The Securities and Exchange Commissioned brought its first enforcement actions against robo-advisers on Friday, charging Wealthfront and Hedgeable with making false statements about investment products and publishing misleading advertising.
Wealthfront told clients its tax-loss harvesting strategy, a centerpiece of the digital advice startup’s marketing, would monitor all client accounts for transactions that would trigger a wash sale, according to the SEC order. Wealthfront failed to do so, the SEC said.
For three years, wash sales occurred in at least 31% of accounts enrolled in Wealthfront’s tax-loss harvesting, the SEC said.
The SEC also alleges Wealthfront re-tweeted prohibited client testimonials, paid bloggers for client referrals without making the required disclosure and documentation, and did not maintain a compliance program that could reasonably prevent violations of securities laws.

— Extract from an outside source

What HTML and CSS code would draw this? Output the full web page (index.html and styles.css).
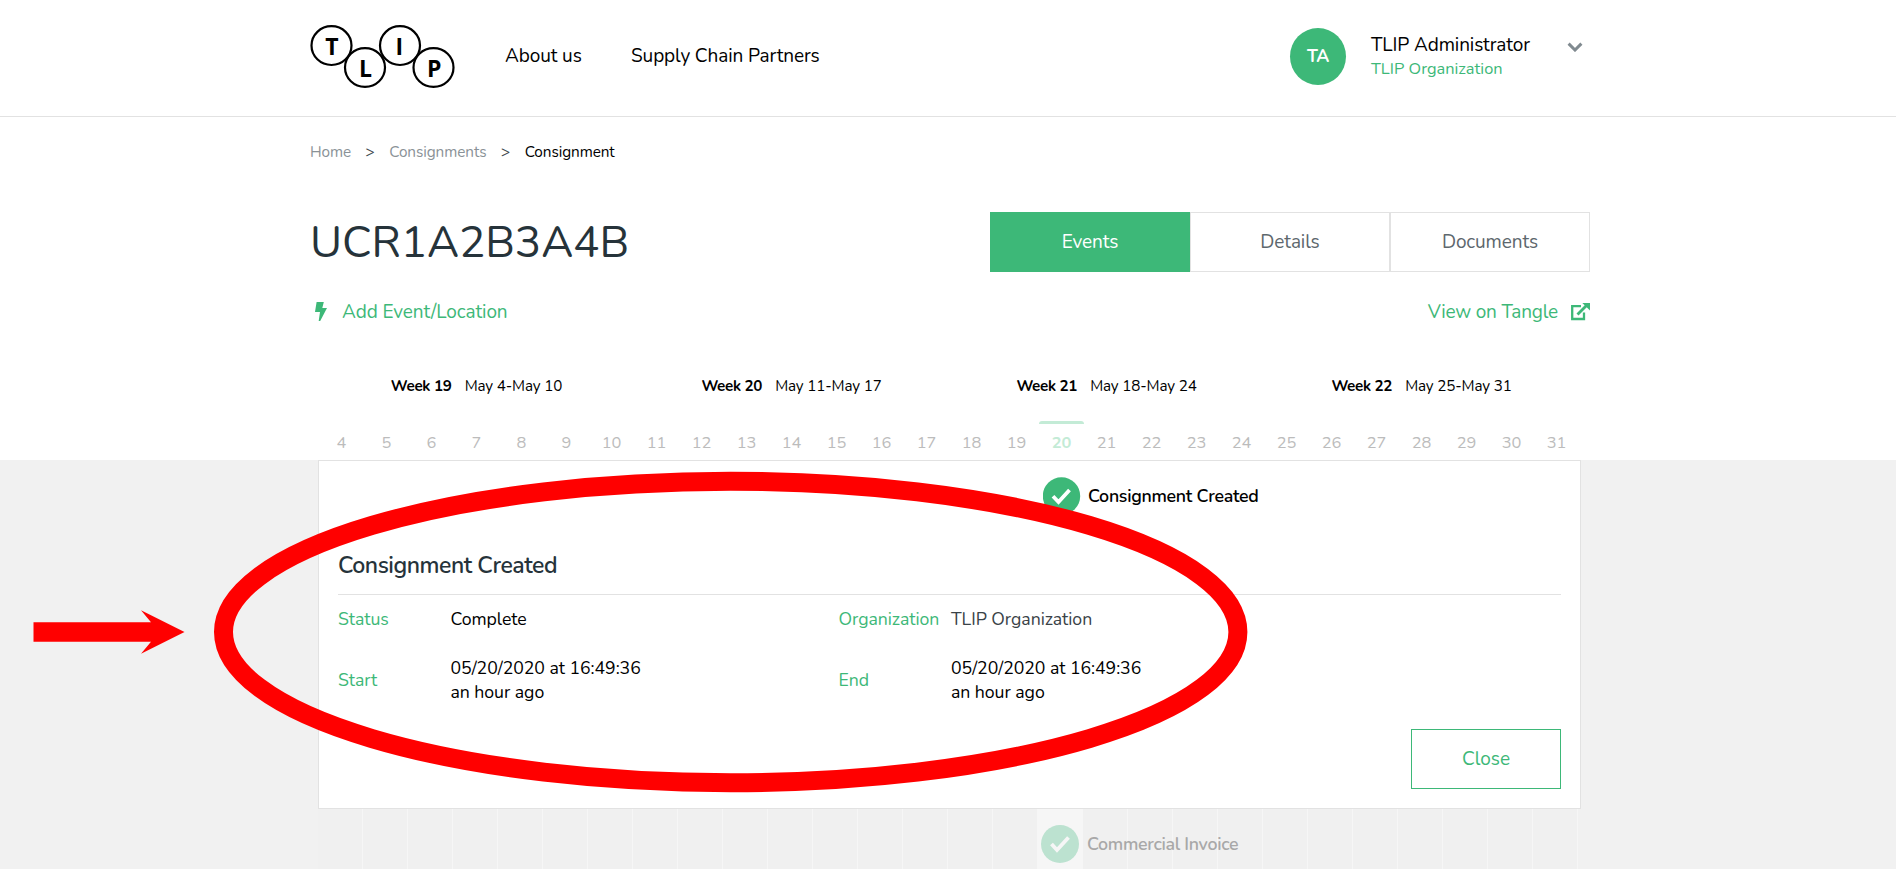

Wealthfront will pay a $250,000 penalty to settle the charges and consented to a censure, which requires the firm cease and desist from further violations.
In a statement, Wealthfront said it was happy to have reached a settlement with the agency and offered an example for what could trigger a wash sale.

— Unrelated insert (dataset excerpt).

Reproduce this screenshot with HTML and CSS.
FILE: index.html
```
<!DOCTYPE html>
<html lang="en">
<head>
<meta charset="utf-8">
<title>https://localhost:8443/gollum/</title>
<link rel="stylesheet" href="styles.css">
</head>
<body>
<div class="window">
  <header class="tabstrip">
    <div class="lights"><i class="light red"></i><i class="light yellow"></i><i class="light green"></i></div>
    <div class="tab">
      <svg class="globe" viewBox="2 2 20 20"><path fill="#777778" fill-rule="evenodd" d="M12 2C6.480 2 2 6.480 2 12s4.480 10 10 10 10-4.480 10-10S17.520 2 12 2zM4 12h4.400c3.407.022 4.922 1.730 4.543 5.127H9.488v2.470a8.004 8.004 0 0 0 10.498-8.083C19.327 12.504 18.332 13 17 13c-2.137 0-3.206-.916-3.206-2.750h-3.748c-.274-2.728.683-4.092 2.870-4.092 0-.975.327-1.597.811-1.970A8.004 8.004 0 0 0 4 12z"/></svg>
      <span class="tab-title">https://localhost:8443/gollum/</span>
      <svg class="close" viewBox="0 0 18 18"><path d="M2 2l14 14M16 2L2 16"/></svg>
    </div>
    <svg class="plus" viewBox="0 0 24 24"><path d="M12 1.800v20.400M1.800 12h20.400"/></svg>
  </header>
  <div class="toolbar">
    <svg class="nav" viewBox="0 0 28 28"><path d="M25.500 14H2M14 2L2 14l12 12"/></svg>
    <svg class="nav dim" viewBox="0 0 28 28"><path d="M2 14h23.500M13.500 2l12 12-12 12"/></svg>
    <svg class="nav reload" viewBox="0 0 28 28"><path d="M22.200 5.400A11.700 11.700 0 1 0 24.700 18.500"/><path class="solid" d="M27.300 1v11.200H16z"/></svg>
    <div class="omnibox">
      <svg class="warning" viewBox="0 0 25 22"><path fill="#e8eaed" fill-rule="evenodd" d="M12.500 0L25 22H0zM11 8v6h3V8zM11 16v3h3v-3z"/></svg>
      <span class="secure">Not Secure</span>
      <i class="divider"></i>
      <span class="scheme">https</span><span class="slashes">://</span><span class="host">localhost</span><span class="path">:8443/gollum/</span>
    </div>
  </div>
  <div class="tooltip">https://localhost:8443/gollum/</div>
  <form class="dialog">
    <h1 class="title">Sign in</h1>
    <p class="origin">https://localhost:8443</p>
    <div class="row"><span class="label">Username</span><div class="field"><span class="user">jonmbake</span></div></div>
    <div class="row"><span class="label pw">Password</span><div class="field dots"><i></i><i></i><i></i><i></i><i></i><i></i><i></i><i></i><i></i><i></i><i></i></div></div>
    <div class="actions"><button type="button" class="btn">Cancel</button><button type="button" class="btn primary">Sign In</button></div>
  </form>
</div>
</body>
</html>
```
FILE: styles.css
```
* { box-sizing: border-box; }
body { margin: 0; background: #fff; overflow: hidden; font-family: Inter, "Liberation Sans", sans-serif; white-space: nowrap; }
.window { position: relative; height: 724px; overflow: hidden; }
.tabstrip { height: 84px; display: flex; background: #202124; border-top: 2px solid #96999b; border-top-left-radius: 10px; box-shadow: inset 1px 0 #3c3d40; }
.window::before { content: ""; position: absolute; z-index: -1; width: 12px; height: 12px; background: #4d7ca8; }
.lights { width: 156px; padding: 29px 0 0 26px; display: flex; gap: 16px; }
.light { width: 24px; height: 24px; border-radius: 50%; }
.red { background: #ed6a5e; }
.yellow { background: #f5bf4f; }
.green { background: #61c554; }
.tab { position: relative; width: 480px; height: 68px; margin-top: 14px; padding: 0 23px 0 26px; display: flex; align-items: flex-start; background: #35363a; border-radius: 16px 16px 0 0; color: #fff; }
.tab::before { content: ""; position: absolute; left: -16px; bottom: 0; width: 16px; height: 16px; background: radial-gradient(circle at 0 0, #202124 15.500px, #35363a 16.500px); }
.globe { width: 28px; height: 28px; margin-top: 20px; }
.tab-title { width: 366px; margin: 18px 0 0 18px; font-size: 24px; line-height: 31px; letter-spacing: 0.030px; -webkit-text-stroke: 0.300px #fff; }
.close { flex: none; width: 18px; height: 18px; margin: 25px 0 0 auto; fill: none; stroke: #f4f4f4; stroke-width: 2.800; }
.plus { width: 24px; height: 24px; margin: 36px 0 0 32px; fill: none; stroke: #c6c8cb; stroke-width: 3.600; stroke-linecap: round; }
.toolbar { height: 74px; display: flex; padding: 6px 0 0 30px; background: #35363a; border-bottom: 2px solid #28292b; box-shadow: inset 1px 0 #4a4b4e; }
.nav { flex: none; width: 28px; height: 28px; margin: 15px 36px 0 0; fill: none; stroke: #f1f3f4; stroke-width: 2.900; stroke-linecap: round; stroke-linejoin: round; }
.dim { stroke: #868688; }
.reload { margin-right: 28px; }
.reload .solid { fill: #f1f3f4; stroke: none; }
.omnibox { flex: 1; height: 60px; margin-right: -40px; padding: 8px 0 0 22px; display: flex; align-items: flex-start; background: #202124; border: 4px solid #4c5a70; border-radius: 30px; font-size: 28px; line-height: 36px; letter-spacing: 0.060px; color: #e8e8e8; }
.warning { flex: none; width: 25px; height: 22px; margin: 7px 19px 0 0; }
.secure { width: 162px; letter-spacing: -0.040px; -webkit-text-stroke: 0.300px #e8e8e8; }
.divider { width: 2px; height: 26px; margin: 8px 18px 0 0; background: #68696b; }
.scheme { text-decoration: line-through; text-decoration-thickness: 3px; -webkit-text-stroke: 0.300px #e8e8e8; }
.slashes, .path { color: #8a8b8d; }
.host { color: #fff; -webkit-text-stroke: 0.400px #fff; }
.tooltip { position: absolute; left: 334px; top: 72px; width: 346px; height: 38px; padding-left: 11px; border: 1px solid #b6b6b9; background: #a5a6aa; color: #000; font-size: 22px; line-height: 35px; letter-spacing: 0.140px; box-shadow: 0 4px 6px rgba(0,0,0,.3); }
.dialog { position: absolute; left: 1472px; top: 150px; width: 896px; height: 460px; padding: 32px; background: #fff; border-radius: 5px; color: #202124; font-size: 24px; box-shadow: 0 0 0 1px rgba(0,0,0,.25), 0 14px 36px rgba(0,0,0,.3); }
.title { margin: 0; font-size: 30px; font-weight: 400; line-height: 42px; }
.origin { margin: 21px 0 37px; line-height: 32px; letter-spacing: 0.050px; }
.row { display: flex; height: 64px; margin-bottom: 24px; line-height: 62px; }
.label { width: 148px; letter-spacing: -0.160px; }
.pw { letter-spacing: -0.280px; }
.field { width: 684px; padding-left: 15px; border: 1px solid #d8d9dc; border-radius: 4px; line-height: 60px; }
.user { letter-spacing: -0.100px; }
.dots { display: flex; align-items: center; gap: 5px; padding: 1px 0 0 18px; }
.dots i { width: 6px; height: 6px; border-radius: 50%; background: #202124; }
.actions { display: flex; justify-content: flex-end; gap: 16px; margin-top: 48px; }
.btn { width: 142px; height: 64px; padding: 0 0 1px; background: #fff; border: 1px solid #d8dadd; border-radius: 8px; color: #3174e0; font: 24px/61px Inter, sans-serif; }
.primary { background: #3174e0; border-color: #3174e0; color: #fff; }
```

“A wash sale can be triggered by infrequent events outside of tax-loss harvesting trading including a client changing their risk score or a withdrawal. During the period January 1, 2014 to December 31, 2016, wash sales made up approximately 2.3% of tax losses harvested for the benefit of clients. Therefore the average Wealthfront client would have received 5.67% of the total annual harvesting yield versus 5.8%,” the digital advice firm said.